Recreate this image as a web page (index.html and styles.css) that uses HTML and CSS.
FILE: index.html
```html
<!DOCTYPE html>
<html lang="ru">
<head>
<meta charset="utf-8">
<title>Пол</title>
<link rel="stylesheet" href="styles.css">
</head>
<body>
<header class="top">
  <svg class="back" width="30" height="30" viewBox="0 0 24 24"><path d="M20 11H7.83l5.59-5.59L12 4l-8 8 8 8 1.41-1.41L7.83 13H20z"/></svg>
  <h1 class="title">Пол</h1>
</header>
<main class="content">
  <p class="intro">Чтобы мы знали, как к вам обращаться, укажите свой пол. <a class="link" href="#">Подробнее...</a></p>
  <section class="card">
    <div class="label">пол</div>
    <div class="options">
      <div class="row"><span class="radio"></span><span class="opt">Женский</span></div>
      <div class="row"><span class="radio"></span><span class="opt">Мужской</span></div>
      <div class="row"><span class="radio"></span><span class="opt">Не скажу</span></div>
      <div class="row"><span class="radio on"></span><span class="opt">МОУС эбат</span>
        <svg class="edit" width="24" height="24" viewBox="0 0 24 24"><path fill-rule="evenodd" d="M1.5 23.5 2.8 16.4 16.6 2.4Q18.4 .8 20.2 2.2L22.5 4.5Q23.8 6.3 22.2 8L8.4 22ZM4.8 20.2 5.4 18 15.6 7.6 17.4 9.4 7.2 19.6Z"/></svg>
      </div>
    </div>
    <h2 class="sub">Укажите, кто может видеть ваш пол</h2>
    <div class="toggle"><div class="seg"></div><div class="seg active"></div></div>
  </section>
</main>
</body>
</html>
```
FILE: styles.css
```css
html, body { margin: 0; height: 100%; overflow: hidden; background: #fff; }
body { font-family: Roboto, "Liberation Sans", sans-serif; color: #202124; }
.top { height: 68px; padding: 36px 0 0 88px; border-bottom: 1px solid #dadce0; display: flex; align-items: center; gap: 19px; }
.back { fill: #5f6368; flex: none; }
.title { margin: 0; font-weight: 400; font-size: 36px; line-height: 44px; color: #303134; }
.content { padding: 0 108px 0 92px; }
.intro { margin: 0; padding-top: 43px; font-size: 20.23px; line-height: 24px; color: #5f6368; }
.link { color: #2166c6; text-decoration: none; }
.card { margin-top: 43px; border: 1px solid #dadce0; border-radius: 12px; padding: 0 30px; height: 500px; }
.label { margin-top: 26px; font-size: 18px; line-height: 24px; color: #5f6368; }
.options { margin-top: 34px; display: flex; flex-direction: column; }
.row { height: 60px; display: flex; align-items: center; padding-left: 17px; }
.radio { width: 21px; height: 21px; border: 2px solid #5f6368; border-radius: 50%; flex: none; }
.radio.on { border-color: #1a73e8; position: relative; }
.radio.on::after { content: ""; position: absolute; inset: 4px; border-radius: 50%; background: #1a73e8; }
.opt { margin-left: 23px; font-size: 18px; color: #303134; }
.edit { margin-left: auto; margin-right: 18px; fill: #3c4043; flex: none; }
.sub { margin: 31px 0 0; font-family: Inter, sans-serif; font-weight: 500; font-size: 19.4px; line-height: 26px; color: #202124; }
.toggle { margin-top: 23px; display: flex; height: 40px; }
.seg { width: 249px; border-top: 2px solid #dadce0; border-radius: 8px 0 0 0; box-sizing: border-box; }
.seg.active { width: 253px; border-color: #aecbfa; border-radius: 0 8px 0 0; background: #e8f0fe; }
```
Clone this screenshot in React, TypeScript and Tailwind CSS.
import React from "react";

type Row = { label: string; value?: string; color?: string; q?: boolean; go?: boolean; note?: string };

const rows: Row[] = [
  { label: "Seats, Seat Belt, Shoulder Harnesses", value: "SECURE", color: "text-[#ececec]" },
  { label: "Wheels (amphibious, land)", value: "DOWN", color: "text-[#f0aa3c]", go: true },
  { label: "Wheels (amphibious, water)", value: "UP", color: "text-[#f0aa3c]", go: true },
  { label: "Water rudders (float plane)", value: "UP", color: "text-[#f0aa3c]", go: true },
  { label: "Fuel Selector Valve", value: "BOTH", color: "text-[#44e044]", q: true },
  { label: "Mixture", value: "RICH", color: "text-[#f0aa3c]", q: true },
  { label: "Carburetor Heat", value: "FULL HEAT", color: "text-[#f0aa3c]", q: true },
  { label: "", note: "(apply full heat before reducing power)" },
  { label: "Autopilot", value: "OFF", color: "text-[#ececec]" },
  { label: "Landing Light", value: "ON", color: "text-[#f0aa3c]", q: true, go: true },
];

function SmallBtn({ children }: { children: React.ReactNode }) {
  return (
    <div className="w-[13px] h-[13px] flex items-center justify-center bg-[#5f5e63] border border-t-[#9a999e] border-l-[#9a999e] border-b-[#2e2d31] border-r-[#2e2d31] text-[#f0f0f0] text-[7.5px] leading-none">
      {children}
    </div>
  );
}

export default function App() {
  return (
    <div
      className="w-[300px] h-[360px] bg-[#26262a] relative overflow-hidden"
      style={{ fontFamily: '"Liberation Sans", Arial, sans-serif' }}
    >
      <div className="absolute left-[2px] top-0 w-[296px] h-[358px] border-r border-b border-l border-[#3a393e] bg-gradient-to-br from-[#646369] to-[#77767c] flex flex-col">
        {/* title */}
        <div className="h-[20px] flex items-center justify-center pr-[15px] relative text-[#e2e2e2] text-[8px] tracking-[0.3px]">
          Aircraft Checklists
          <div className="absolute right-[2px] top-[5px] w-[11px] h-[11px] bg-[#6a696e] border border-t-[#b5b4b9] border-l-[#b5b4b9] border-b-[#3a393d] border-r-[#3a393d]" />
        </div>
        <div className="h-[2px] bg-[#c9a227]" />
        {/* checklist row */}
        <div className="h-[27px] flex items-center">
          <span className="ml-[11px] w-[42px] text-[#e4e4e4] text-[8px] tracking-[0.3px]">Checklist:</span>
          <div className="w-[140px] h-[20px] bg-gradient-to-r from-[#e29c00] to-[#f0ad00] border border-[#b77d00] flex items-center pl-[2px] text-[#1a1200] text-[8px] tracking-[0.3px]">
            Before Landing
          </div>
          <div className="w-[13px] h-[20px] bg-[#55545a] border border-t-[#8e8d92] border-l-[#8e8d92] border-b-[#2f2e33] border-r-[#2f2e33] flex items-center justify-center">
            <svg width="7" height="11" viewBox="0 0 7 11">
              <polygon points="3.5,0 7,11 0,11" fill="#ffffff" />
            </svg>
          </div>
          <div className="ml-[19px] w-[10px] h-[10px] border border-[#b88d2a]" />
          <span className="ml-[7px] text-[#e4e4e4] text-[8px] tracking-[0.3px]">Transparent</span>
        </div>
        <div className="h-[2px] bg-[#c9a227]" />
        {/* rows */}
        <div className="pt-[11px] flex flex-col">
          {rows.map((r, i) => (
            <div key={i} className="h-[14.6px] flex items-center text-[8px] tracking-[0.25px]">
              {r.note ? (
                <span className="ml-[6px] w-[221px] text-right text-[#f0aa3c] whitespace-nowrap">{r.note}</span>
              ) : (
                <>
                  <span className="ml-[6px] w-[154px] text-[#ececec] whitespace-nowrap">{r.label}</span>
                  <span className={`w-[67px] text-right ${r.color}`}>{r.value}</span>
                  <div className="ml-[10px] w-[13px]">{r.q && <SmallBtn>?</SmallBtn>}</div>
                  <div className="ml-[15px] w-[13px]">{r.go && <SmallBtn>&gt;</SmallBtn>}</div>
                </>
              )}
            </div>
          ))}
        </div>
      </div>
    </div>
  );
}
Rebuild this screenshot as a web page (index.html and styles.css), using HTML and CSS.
+-------+
**Short problem:**
Exactly reproduce every record.

**Written answer:**
Recreate this image as a web page (index.html and styles.css) that uses HTML and CSS.
FILE: index.html
```html
<!DOCTYPE html>
<html lang="ru">
<head>
<meta charset="utf-8">
<title>Пол</title>
<link rel="stylesheet" href="styles.css">
</head>
<body>
<header class="top">
  <svg class="back" width="30" height="30" viewBox="0 0 24 24"><path d="M20 11H7.83l5.59-5.59L12 4l-8 8 8 8 1.41-1.41L7.83 13H20z"/></svg>
  <h1 class="title">Пол</h1>
</header>
<main class="content">
  <p class="intro">Чтобы мы знали, как к вам обращаться, укажите свой пол. <a class="link" href="#">Подробнее...</a></p>
  <section class="card">
    <div class="label">пол</div>
    <div class="options">
      <div class="row"><span class="radio"></span><span class="opt">Женский</span></div>
      <div class="row"><span class="radio"></span><span class="opt">Мужской</span></div>
      <div class="row"><span class="radio"></span><span class="opt">Не скажу</span></div>
      <div class="row"><span class="radio on"></span><span class="opt">МОУС эбат</span>
        <svg class="edit" width="24" height="24" viewBox="0 0 24 24"><path fill-rule="evenodd" d="M1.5 23.5 2.8 16.4 16.6 2.4Q18.4 .8 20.2 2.2L22.5 4.5Q23.8 6.3 22.2 8L8.4 22ZM4.8 20.2 5.4 18 15.6 7.6 17.4 9.4 7.2 19.6Z"/></svg>
      </div>
    </div>
    <h2 class="sub">Укажите, кто может видеть ваш пол</h2>
    <div class="toggle"><div class="seg"></div><div class="seg active"></div></div>
  </section>
</main>
</body>
</html>
```
FILE: styles.css
```css
html, body { margin: 0; height: 100%; overflow: hidden; background: #fff; }
body { font-family: Roboto, "Liberation Sans", sans-serif; color: #202124; }
.top { height: 68px; padding: 36px 0 0 88px; border-bottom: 1px solid #dadce0; display: flex; align-items: center; gap: 19px; }
.back { fill: #5f6368; flex: none; }
.title { margin: 0; font-weight: 400; font-size: 36px; line-height: 44px; color: #303134; }
.content { padding: 0 108px 0 92px; }
.intro { margin: 0; padding-top: 43px; font-size: 20.23px; line-height: 24px; color: #5f6368; }
.link { color: #2166c6; text-decoration: none; }
.card { margin-top: 43px; border: 1px solid #dadce0; border-radius: 12px; padding: 0 30px; height: 500px; }
.label { margin-top: 26px; font-size: 18px; line-height: 24px; color: #5f6368; }
.options { margin-top: 34px; display: flex; flex-direction: column; }
.row { height: 60px; display: flex; align-items: center; padding-left: 17px; }
.radio { width: 21px; height: 21px; border: 2px solid #5f6368; border-radius: 50%; flex: none; }
.radio.on { border-color: #1a73e8; position: relative; }
.radio.on::after { content: ""; position: absolute; inset: 4px; border-radius: 50%; background: #1a73e8; }
.opt { margin-left: 23px; font-size: 18px; color: #303134; }
.edit { margin-left: auto; margin-right: 18px; fill: #3c4043; flex: none; }
.sub { margin: 31px 0 0; font-family: Inter, sans-serif; font-weight: 500; font-size: 19.4px; line-height: 26px; color: #202124; }
.toggle { margin-top: 23px; display: flex; height: 40px; }
.seg { width: 249px; border-top: 2px solid #dadce0; border-radius: 8px 0 0 0; box-sizing: border-box; }
.seg.active { width: 253px; border-color: #aecbfa; border-radius: 0 8px 0 0; background: #e8f0fe; }
```
Clone this screenshot in React, TypeScript and Tailwind CSS.
import React from "react";

type Row = { label: string; value?: string; color?: string; q?: boolean; go?: boolean; note?: string };

const rows: Row[] = [
  { label: "Seats, Seat Belt, Shoulder Harnesses", value: "SECURE", color: "text-[#ececec]" },
  { label: "Wheels (amphibious, land)", value: "DOWN", color: "text-[#f0aa3c]", go: true },
  { label: "Wheels (amphibious, water)", value: "UP", color: "text-[#f0aa3c]", go: true },
  { label: "Water rudders (float plane)", value: "UP", color: "text-[#f0aa3c]", go: true },
  { label: "Fuel Selector Valve", value: "BOTH", color: "text-[#44e044]", q: true },
  { label: "Mixture", value: "RICH", color: "text-[#f0aa3c]", q: true },
  { label: "Carburetor Heat", value: "FULL HEAT", color: "text-[#f0aa3c]", q: true },
  { label: "", note: "(apply full heat before reducing power)" },
  { label: "Autopilot", value: "OFF", color: "text-[#ececec]" },
  { label: "Landing Light", value: "ON", color: "text-[#f0aa3c]", q: true, go: true },
];

function SmallBtn({ children }: { children: React.ReactNode }) {
  return (
    <div className="w-[13px] h-[13px] flex items-center justify-center bg-[#5f5e63] border border-t-[#9a999e] border-l-[#9a999e] border-b-[#2e2d31] border-r-[#2e2d31] text-[#f0f0f0] text-[7.5px] leading-none">
      {children}
    </div>
  );
}

export default function App() {
  return (
    <div
      className="w-[300px] h-[360px] bg-[#26262a] relative overflow-hidden"
      style={{ fontFamily: '"Liberation Sans", Arial, sans-serif' }}
    >
      <div className="absolute left-[2px] top-0 w-[296px] h-[358px] border-r border-b border-l border-[#3a393e] bg-gradient-to-br from-[#646369] to-[#77767c] flex flex-col">
        {/* title */}
        <div className="h-[20px] flex items-center justify-center pr-[15px] relative text-[#e2e2e2] text-[8px] tracking-[0.3px]">
          Aircraft Checklists
          <div className="absolute right-[2px] top-[5px] w-[11px] h-[11px] bg-[#6a696e] border border-t-[#b5b4b9] border-l-[#b5b4b9] border-b-[#3a393d] border-r-[#3a393d]" />
        </div>
        <div className="h-[2px] bg-[#c9a227]" />
        {/* checklist row */}
        <div className="h-[27px] flex items-center">
          <span className="ml-[11px] w-[42px] text-[#e4e4e4] text-[8px] tracking-[0.3px]">Checklist:</span>
          <div className="w-[140px] h-[20px] bg-gradient-to-r from-[#e29c00] to-[#f0ad00] border border-[#b77d00] flex items-center pl-[2px] text-[#1a1200] text-[8px] tracking-[0.3px]">
            Before Landing
          </div>
          <div className="w-[13px] h-[20px] bg-[#55545a] border border-t-[#8e8d92] border-l-[#8e8d92] border-b-[#2f2e33] border-r-[#2f2e33] flex items-center justify-center">
            <svg width="7" height="11" viewBox="0 0 7 11">
              <polygon points="3.5,0 7,11 0,11" fill="#ffffff" />
            </svg>
          </div>
          <div className="ml-[19px] w-[10px] h-[10px] border border-[#b88d2a]" />
          <span className="ml-[7px] text-[#e4e4e4] text-[8px] tracking-[0.3px]">Transparent</span>
        </div>
        <div className="h-[2px] bg-[#c9a227]" />
        {/* rows */}
        <div className="pt-[11px] flex flex-col">
          {rows.map((r, i) => (
            <div key={i} className="h-[14.6px] flex items-center text-[8px] tracking-[0.25px]">
              {r.note ? (
                <span className="ml-[6px] w-[221px] text-right text-[#f0aa3c] whitespace-nowrap">{r.note}</span>
              ) : (
                <>
                  <span className="ml-[6px] w-[154px] text-[#ececec] whitespace-nowrap">{r.label}</span>
                  <span className={`w-[67px] text-right ${r.color}`}>{r.value}</span>
                  <div className="ml-[10px] w-[13px]">{r.q && <SmallBtn>?</SmallBtn>}</div>
                  <div className="ml-[15px] w-[13px]">{r.go && <SmallBtn>&gt;</SmallBtn>}</div>
                </>
              )}
            </div>
          ))}
        </div>
      </div>
    </div>
  );
}
Rebuild this screenshot as a web page (index.html and styles.css), using HTML and CSS.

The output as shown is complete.